Calcium channel blockers, including amlodipine, felodipine, cardizem (diltiazem), and verapamil, are commonly prescribed for the treatment of angina. These medications work by inhibiting the influx of calcium into the muscle cells of the heart and blood vessels, leading to their relaxation. As a result, blood vessels widen, promoting improved blood flow and reduced blood pressure. In the context of angina, this relaxation decreases the heart's workload, lowering the demand for oxygen and alleviating chest pain. Calcium channel blockers offer a valuable treatment option for individuals with angina, but it is essential to be aware of potential side effects, which may include headaches, dizziness, flushing, and ankle swelling.

Beta blockers

Beta blockers, such as metoprolol, propranolol, atenolol, carvedilol, and bisoprolol, play a crucial role in treating angina. By blocking certain receptors in the heart, they effectively reduce heart rate and the force of contraction, thereby easing the heart's workload. This mechanism of action leads to a decreased demand for oxygen, making beta blockers highly effective in relieving chest pain associated with angina. As with any medication, it's important to consider potential side effects, including tiredness, worsened asthma, erectile dysfunction in some males, and more vivid dreams during sleep. Consult your healthcare provider to determine the suitability of beta blockers for managing your angina and overall heart health.

Anti-platelet Medications

Anti-platelet medications play a crucial role in preventing blood clot formation, reducing the risk of serious cardiovascular events such as heart attacks and strokes. Among the widely used anti-platelet drugs are aspirin, clopidogrel, and ticagrelor.

Aspirin: This well-known medication inhibits platelet activation, making it less likely for platelets to stick together and form clots.
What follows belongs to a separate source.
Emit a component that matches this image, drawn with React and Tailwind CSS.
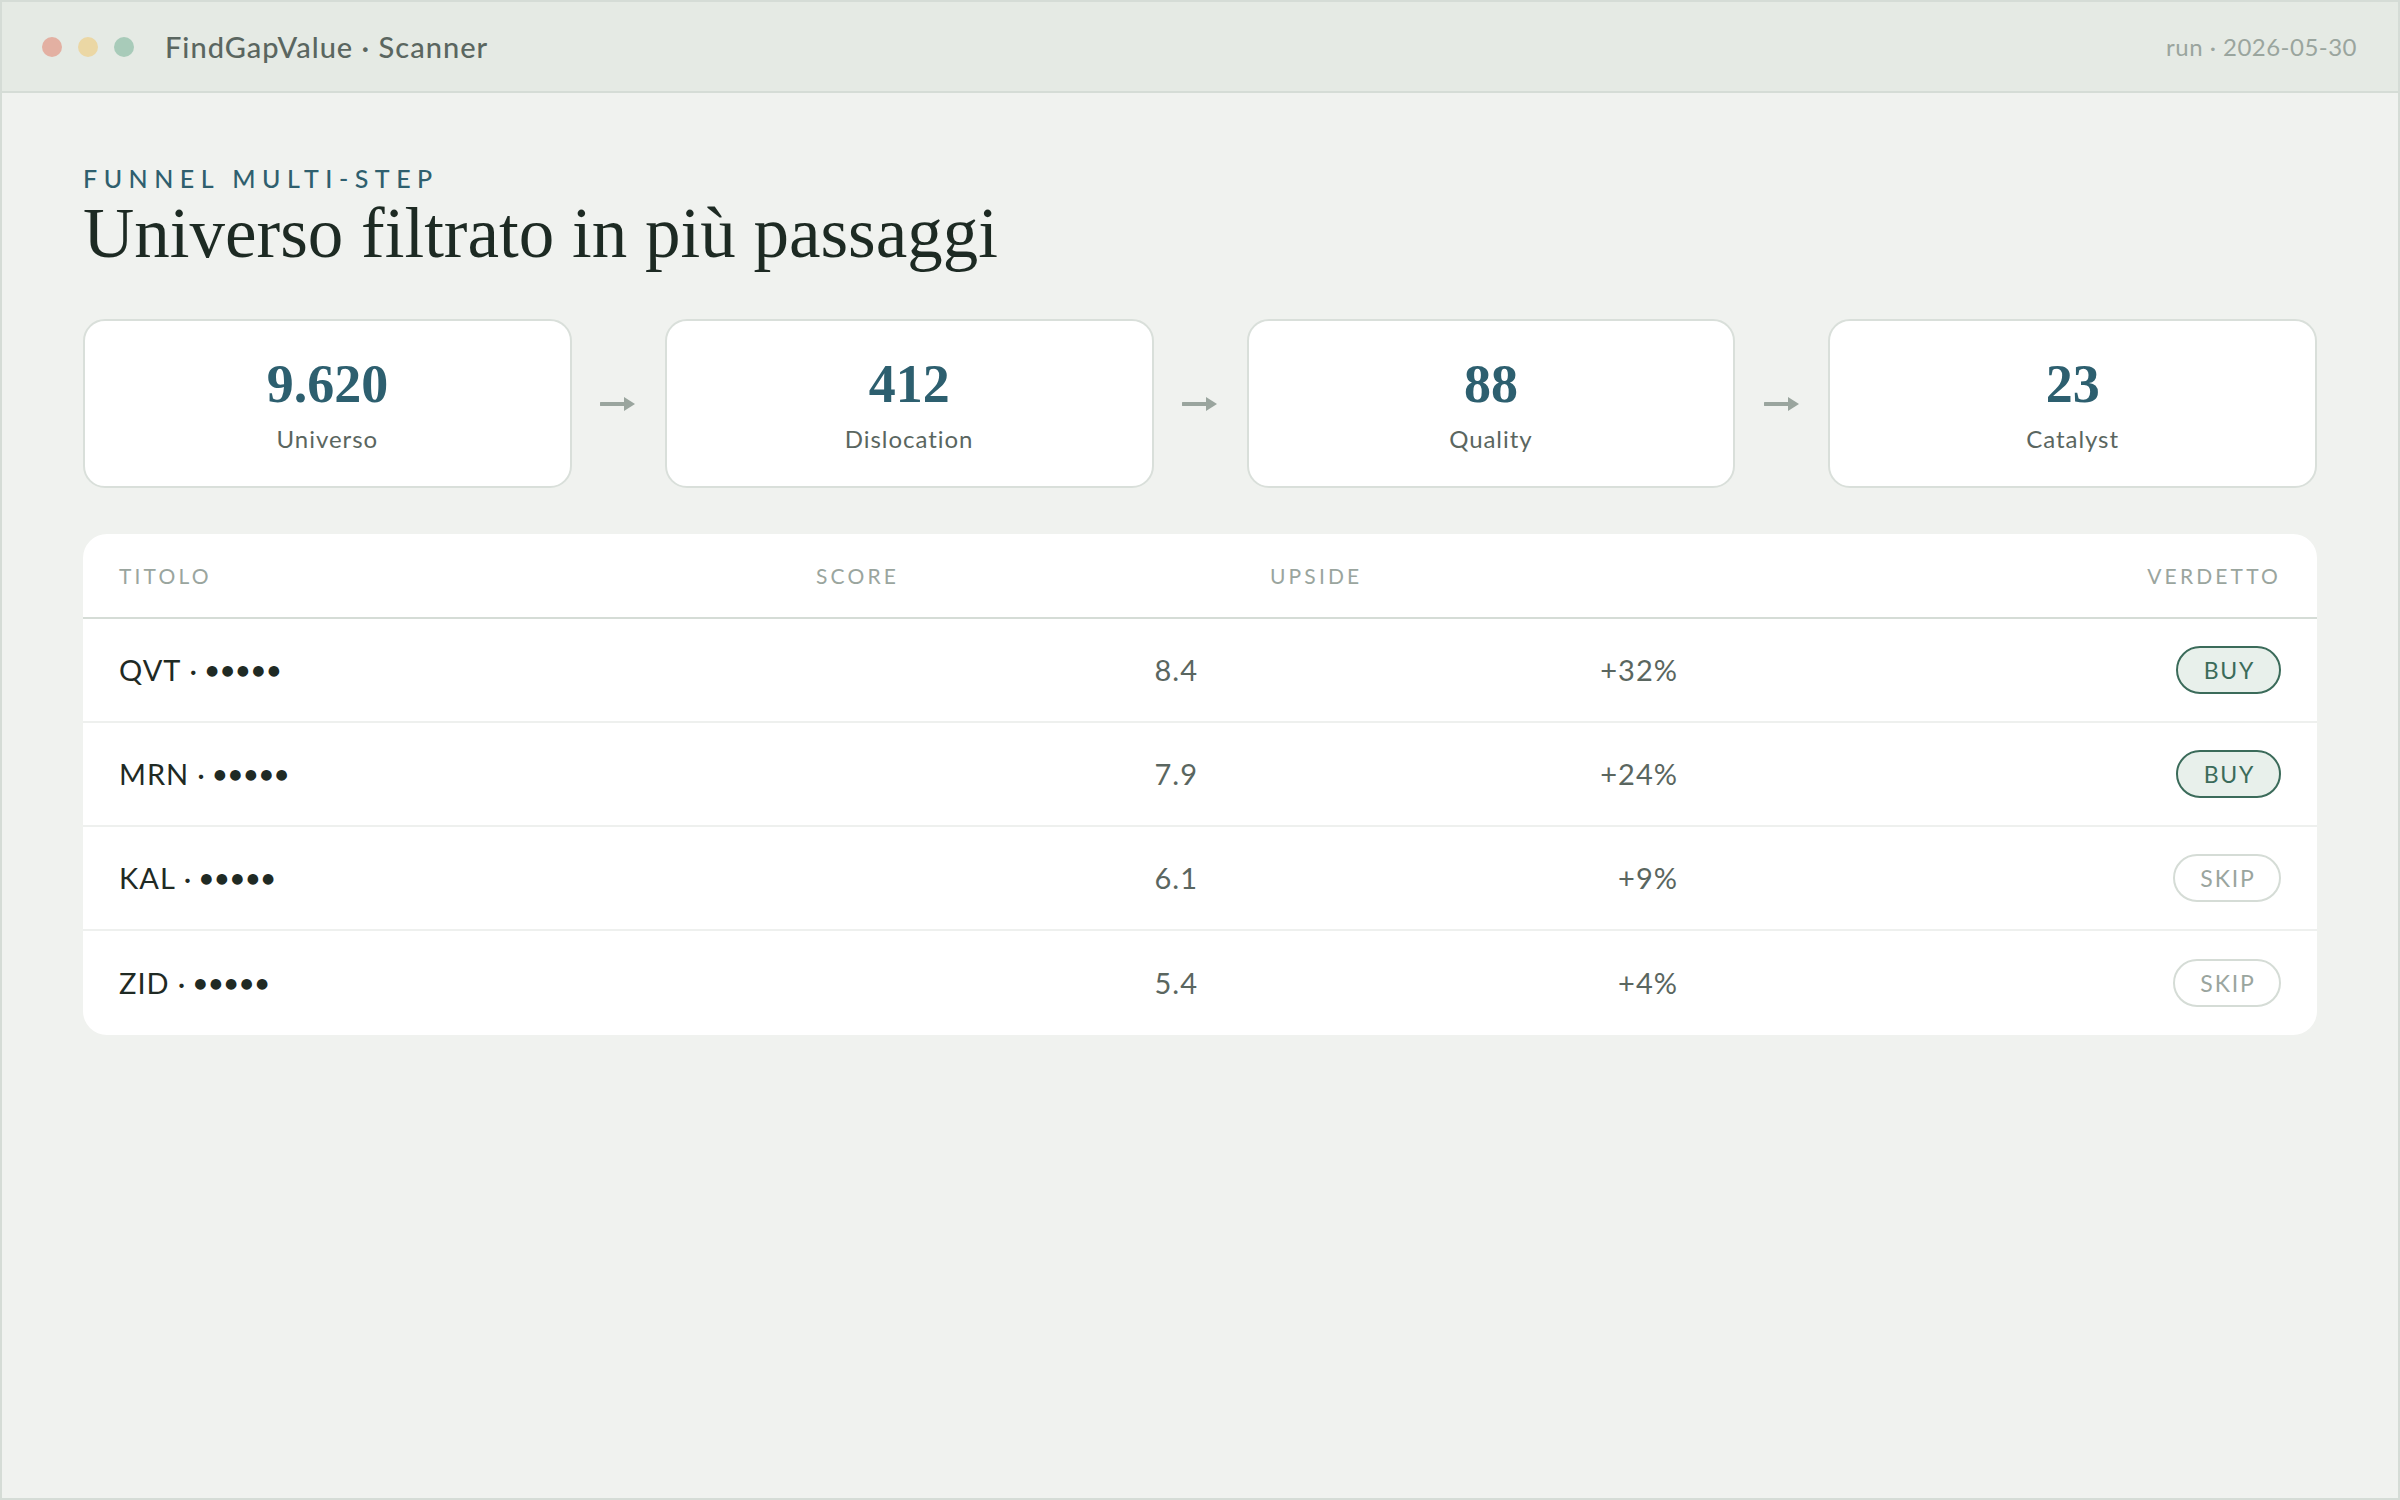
const sans = "font-['Lato','Noto_Sans',sans-serif]";
const serif = "font-['Liberation_Serif','DejaVu_Serif',serif]";

const steps = [
  { value: "9.620", label: "Universo" },
  { value: "412", label: "Dislocation" },
  { value: "88", label: "Quality" },
  { value: "23", label: "Catalyst" },
];

const rows = [
  { ticker: "QVT", score: "8.4", upside: "+32%", verdict: "BUY" },
  { ticker: "MRN", score: "7.9", upside: "+24%", verdict: "BUY" },
  { ticker: "KAL", score: "6.1", upside: "+9%", verdict: "SKIP" },
  { ticker: "ZID", score: "5.4", upside: "+4%", verdict: "SKIP" },
];

const cols = "grid grid-cols-[697px_454px_480px_1fr]";

const Arrow = () => (
  <svg width="36" height="20" viewBox="0 0 36 20" fill="none">
    <path d="M1 10 H27" stroke="#9aa59e" strokeWidth="4" strokeLinecap="round" />
    <path d="M24 3 L35 10 L24 17 Z" fill="#9aa59e" />
  </svg>
);

const Verdict = ({ value }) =>
  value === "BUY" ? (
    <span className="flex h-[48px] w-[105px] items-center justify-center rounded-full border-2 border-[#3b6b5a] bg-[#e8f0eb] pl-[2px] text-[23px] leading-none tracking-[0.08em] text-[#3b6b5a]">
      BUY
    </span>
  ) : (
    <span className="flex h-[48px] w-[108px] items-center justify-center rounded-full border-2 border-[#d5dcd6] bg-white pl-[2px] text-[23px] leading-none tracking-[0.08em] text-[#9aa59e]">
      SKIP
    </span>
  );

export default function App() {
  return (
    <div
      className={`flex h-[1500px] w-[2400px] flex-col border-2 border-[#d5dcd6] bg-[#f0f2ef] ${sans}`}
    >
      <div className="flex h-[91px] shrink-0 items-center justify-between border-b-2 border-[#d5dcd6] bg-[#e5eae4] pl-[40px] pr-[41px]">
        <div className="flex items-center">
          <div className="flex items-center gap-[16px]">
            <span className="h-[20px] w-[20px] rounded-full bg-[#e3b0a2]" />
            <span className="h-[20px] w-[20px] rounded-full bg-[#ebd7a4]" />
            <span className="h-[20px] w-[20px] rounded-full bg-[#a8cbb9]" />
          </div>
          <span className="ml-[31px] text-[29px] font-medium tracking-[0.035em] text-[#5a6660]">
            FindGapValue · Scanner
          </span>
        </div>
        <span className="text-[24px] tracking-[0.02em] text-[#9aa59e]">
          run · 2026-05-30
        </span>
      </div>

      <main className="px-[81px] pt-[73px]">
        <p className="text-[25px] font-medium uppercase leading-none tracking-[0.26em] text-[#2f5f6e]">
          Funnel multi-step
        </p>
        <h1
          className={`mt-[7px] text-[71px] leading-none text-[#1d2a23] ${serif}`}
        >
          Universo filtrato in più passaggi
        </h1>

        <div className="mt-[50px] grid grid-cols-[1fr_93px_1fr_93px_1fr_93px_1fr]">
          {steps.map((step, i) => (
            <div key={step.label} className="contents">
              {i > 0 && (
                <div className="flex items-center justify-center">
                  <Arrow />
                </div>
              )}
              <div className="flex h-[169px] flex-col items-center justify-center gap-[16px] rounded-[22px] border-2 border-[#d9dfda] bg-white">
                <span
                  className={`text-[54px] font-semibold leading-none text-[#2d5f6f] ${serif}`}
                >
                  {step.value}
                </span>
                <span className="text-[24px] leading-none tracking-[0.04em] text-[#5a6660]">
                  {step.label}
                </span>
              </div>
            </div>
          ))}
        </div>

        <div className="mt-[46px] overflow-hidden rounded-[24px] bg-white">
          <div
            className={`${cols} h-[85px] items-center border-b-2 border-[#d5dcd6] text-[21px] uppercase tracking-[0.15em] text-[#9aa59e]`}
          >
            <span className="px-[36px]">Titolo</span>
            <span className="px-[36px]">Score</span>
            <span className="px-[36px]">Upside</span>
            <span className="px-[36px] text-right">Verdetto</span>
          </div>
          {rows.map((row, i) => (
            <div
              key={row.ticker}
              className={`${cols} h-[104px] items-center text-[29px] tracking-[0.035em] ${i < rows.length - 1 ? "border-b-2 border-[#eef0ee]" : ""}`}
            >
              <span className="flex items-center px-[36px] text-[#1f2a24]">
                {row.ticker}
                <span className="mx-[8px]">·</span>
                <span className="font-['DejaVu_Sans',sans-serif] text-[14px] tracking-[0.23em]">
                  ●●●●●
                </span>
              </span>
              <span className="px-[36px] text-right text-[#5a6660]">
                {row.score}
              </span>
              <span className="px-[36px] text-right text-[#5a6660]">
                {row.upside}
              </span>
              <span className="flex justify-end px-[36px]">
                <Verdict value={row.verdict} />
              </span>
            </div>
          ))}
        </div>
      </main>
    </div>
  );
}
Aspirin is commonly used for primary and secondary prevention of heart attacks and strokes.

Clopidogrel: As a potent anti-platelet agent, clopidogrel works by blocking specific receptors on platelets, preventing them from aggregating. It is often prescribed to patients with acute coronary syndrome, those undergoing stent procedures, and for some cases of peripheral arterial disease.

Ticagrelor: Ticagrelor is another effective anti-platelet drug that works by inhibiting platelet activation. It is used in acute coronary syndrome, often given alongside aspirin to reduce the risk of heart-related events.